Moneta elettronica: tassa indiretta sulla tutela della propria privacy?
Con la legge di bilancio 2020 potrebbe essere introdotto il prelievo alla fonte del 2% sui prelevamenti di contanti da conto corrente in misura superiore a 1.500,00 euro mensili. L’obiettivo è quello di finanziare un credito di imposta, del 2% appunto, sui pagamenti effettuati mediante moneta elettronica. In parallelo verranno riconosciute detrazioni e deduzioni fiscali solo a quanti effettueranno pagamenti tracciati.
Orbene è del tutto evidente come tale soluzioni andrebbe a penalizzare economicamente i comportamenti del cittadino volti a tutelare la propria PRIVACY, punendo il suo diritto a non vedere tracciati i propri comportamenti finanziari.
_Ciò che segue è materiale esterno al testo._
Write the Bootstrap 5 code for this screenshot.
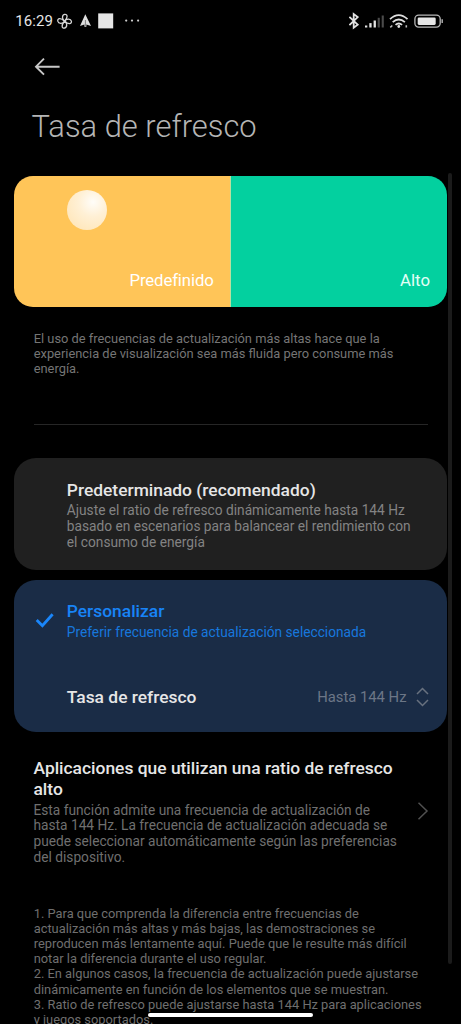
<!DOCTYPE html>
<html lang="es" data-bs-theme="dark">
<head>
<meta charset="utf-8">
<meta name="viewport" content="width=device-width, initial-scale=1">
<title>Tasa de refresco</title>
<link rel="stylesheet" href="https://cdn.jsdelivr.net/npm/bootstrap@5.3.0/dist/css/bootstrap.min.css">
<style>
body{background:#000;font-family:Roboto,sans-serif;height:1024px;overflow:hidden;color:#e6e6e6}
.screen{height:1024px;padding:0 14.5px 0 14.3px}
.status-bar{height:42px;padding-left:1px;font-size:15px;line-height:18px}
.clock{width:37.5px;letter-spacing:.1px}
.signals{margin-right:-.4px}
.back-row{height:67px;padding:15px 0 0 20px}
.page-title{font-size:30.9px;font-weight:300;line-height:36px;margin:0 0 31px 17.3px;color:#b5b5b5}
.demo{height:130.5px;border-radius:19px;font-size:16.8px;line-height:20px;color:#fff}
.demo-pane{padding:0 16.5px 16.5px}
.demo-default{background:#ffc558;flex:0 0 215.9px;letter-spacing:-.13px}
.demo-high{background:#03d09f;border-left:1px solid #b9dfa0;color:#e2fff6}
.ball{left:52.3px;top:13.6px;width:40.4px;height:40.4px;background:radial-gradient(circle at 65% 30%,#fffdf9 0,#fff0d5 38%,#ffe3b0 100%)}
.fine{font-size:12.87px;line-height:15.2px;color:#757575;white-space:nowrap}
.intro{margin:24.2px 0 0 19.4px}
.rule{height:1px;background:#262626;margin:47.9px 18.5px 33px 19.4px}
.option{border-radius:22px;padding-left:52.5px}
.option-auto{background:#202020;height:112px;padding-top:21.4px;margin-bottom:9.8px}
.option-auto .desc{margin-top:3.1px}
.option-custom{background:#1a2c46;height:152px;padding-top:21.2px}
.name{font-size:17.42px;line-height:20.3px;font-weight:500;white-space:nowrap}
.desc{font-size:13.72px;line-height:15.8px;color:#838383;white-space:nowrap;margin-top:3.5px}
.picked .name{color:#1884f7}
.picked .desc{color:#1777dd;margin-top:3.3px}
.tick{left:20px;top:31.6px}
.rate-row{margin-top:45.5px;padding-right:18px}
.value{font-size:14.8px;color:#6c7686;margin-right:9px}
.apps{margin:26.5px 18px 0 19.2px}
.apps .desc{color:#6f6f6f;margin-top:3.5px}
.apps svg{margin-bottom:2px}
.notes{margin:39.8px 0 0 19.4px;color:#6f6f6f}
.scroll-thumb{left:448px;top:173px;width:4px;height:791px;background:#1b1b1b}
.home-pill{left:148px;top:1013px;width:164.5px;height:4.4px;background:#fff}
</style>
</head>
<body>
<main class="screen position-relative overflow-hidden">
  <header class="status-bar d-flex align-items-center justify-content-between">
    <div class="d-flex align-items-center">
      <span class="clock">16:29</span>
      <svg width="90" height="18" viewBox="0 0 90 18" class="ms-1">
        <g fill="none" stroke="#d6d6d6" stroke-width="1.3"><path id="blade" d="M7.6 9.2C5.2 8 4.4 3.2 7.6 2.4C10.6 1.9 11.2 5.4 7.6 9.2"/><use href="#blade" transform="rotate(90 7.6 9.2)"/><use href="#blade" transform="rotate(180 7.6 9.2)"/><use href="#blade" transform="rotate(270 7.6 9.2)"/></g>
        <path d="M28.3 2.2L34 14L29.4 12.6V14.8H27.4V12.6L23 14Z" fill="#dedede"/><path d="M28.4 8V14" stroke="#555" stroke-width=".7"/>
        <path d="M41.2 1.4h15v15h-15z" fill="#e6e6e6"/>
        <g fill="#ccc"><circle cx="69.2" cy="8.6" r="1.1"/><circle cx="75" cy="8.6" r="1.1"/><circle cx="81.1" cy="8.6" r="1.1"/></g>
      </svg>
    </div>
    <svg class="signals" width="98" height="20" viewBox="349.3 10.5 98 20">
      <path d="M349.7 16.4L358 24.2L354 27.2V13.6L358 16.6L349.7 24.6" fill="none" stroke="#e2e2e2" stroke-width="1.8"/>
      <g fill="#e3e3e3"><rect x="365.3" y="25" width="2.3" height="2"/><rect x="369.6" y="22.6" width="2.3" height="4.4"/><rect x="373.9" y="20" width="2.3" height="7"/></g>
      <g fill="#4b4b4b"><rect x="378" y="17.3" width="2.1" height="9.7"/><rect x="382" y="15" width="2.1" height="12"/></g>
      <g fill="none" stroke="#dedede" stroke-width="1.8"><path d="M390.3 18.6Q399 10.6 407.8 18.6"/><path d="M393 21.7Q399 16.2 405.2 21.7"/><path d="M395.8 24.4Q399 21.7 402.4 24.4"/></g>
      <circle cx="399.1" cy="26" r="1.4" fill="#e3e3e3"/><path d="M390.6 26.8l2-1.8M406.6 24.8v2.2" stroke="#bbb" stroke-width="1.6" fill="none"/>
      <rect x="415.2" y="14.7" width="25.3" height="11.9" rx="3.8" fill="none" stroke="#b8b8b8" stroke-width="1.3"/><rect x="418" y="17" width="18" height="7.4" rx="1.3" fill="#e6e6e6"/><path d="M442.5 18.8v3.8" stroke="#aaa" stroke-width="1.5"/>
    </svg>
  </header>
  <div class="back-row">
    <svg width="28" height="20" viewBox="0 0 28 20" class="d-block" fill="none" stroke="#c7c7c7" stroke-width="1.9"><path d="M25.6 9.7H2M10 1.6L2 9.7L10 17.7"/></svg>
  </div>
  <h1 class="page-title">Tasa de refresco</h1>
  <section class="demo d-flex overflow-hidden">
    <div class="demo-pane demo-default position-relative d-flex align-items-end justify-content-end"><span class="ball rounded-circle position-absolute"></span>Predefinido</div>
    <div class="demo-pane demo-high flex-fill d-flex align-items-end justify-content-end">Alto</div>
  </section>
  <p class="fine intro mb-0">El uso de frecuencias de actualización más altas hace que la<br>experiencia de visualización sea más fluida pero consume más<br>energía.</p>
  <div class="rule"></div>
  <section class="option option-auto">
    <div class="name">Predeterminado (recomendado)</div>
    <div class="desc">Ajuste el ratio de refresco dinámicamente hasta 144 Hz<br>basado en escenarios para balancear el rendimiento con<br>el consumo de energía</div>
  </section>
  <section class="option option-custom position-relative">
    <svg class="tick position-absolute" width="22" height="18" viewBox="0 0 22 18" fill="none" stroke="#1a86fa" stroke-width="2.8"><path d="M2.7 8L8.4 13.8L18.6 2.3"/></svg>
    <div class="picked"><div class="name">Personalizar</div><div class="desc">Preferir frecuencia de actualización seleccionada</div></div>
    <div class="rate-row d-flex align-items-center">
      <div class="name me-auto">Tasa de refresco</div><span class="value">Hasta 144 Hz</span>
      <svg width="13" height="20" viewBox="0 0 13 20" fill="none" stroke="#68717f" stroke-width="1.5"><path d="M1 7L6.5 1.5L12 7M1 13L6.5 18.5L12 13"/></svg>
    </div>
  </section>
  <section class="apps d-flex align-items-center justify-content-between">
    <div><div class="name">Aplicaciones que utilizan una ratio de refresco<br>alto</div>
    <div class="desc">Esta función admite una frecuencia de actualización de<br>hasta 144 Hz. La frecuencia de actualización adecuada se<br>puede seleccionar automáticamente según las preferencias<br>del dispositivo.</div></div>
    <svg width="12" height="20" viewBox="0 0 12 20" fill="none" stroke="#505050" stroke-width="1.5"><path d="M1.5 1.8L10 10L1.5 18.2"/></svg>
  </section>
  <p class="fine notes mb-0">1. Para que comprenda la diferencia entre frecuencias de<br>actualización más altas y más bajas, las demostraciones se<br>reproducen más lentamente aquí. Puede que le resulte más difícil<br>notar la diferencia durante el uso regular.<br>2. En algunos casos, la frecuencia de actualización puede ajustarse<br>dinámicamente en función de los elementos que se muestran.<br>3. Ratio de refresco puede ajustarse hasta 144 Hz para aplicaciones<br>y juegos soportados.</p>
  <div class="scroll-thumb position-absolute rounded-1"></div>
  <div class="home-pill position-absolute rounded-pill"></div>
</main>
<script src="https://cdn.jsdelivr.net/npm/bootstrap@5.3.0/dist/js/bootstrap.bundle.min.js"></script>
</body>
</html>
Non può sfuggire come con l’eventuale approvazione di simili proposte si andrebbe ad introdurre una grave interferenza con l’espressione delle libertà fondamentali dell’individuo, costituzionalmente garantite, violando le prescrizioni del GDPR a garanzia del diritto alla riservatezza dell’uomo e introducendo una vera e propria tassa indiretta sulla privacy.
Tali limitazioni della libertà sussisterebbero non solo in caso di divieti assoluti all’utilizzo del denaro contante ma anche qualora si dovessero favorire misure orientate ad incentivare comportamenti privati che facilitino la rinuncia alla tutela della propria riservatezza.
Il pagamento elettronico tracciato, infatti, costituisce una finestra pubblica aperta costantemente sulla vita del cittadino e “uno Stato liberale come L’Italia”, afferma il Garante Privacy, “non può incentivare economicamente i propri cittadini a rinunciare alla propria privacy per ottenere vantaggi economici”.[1]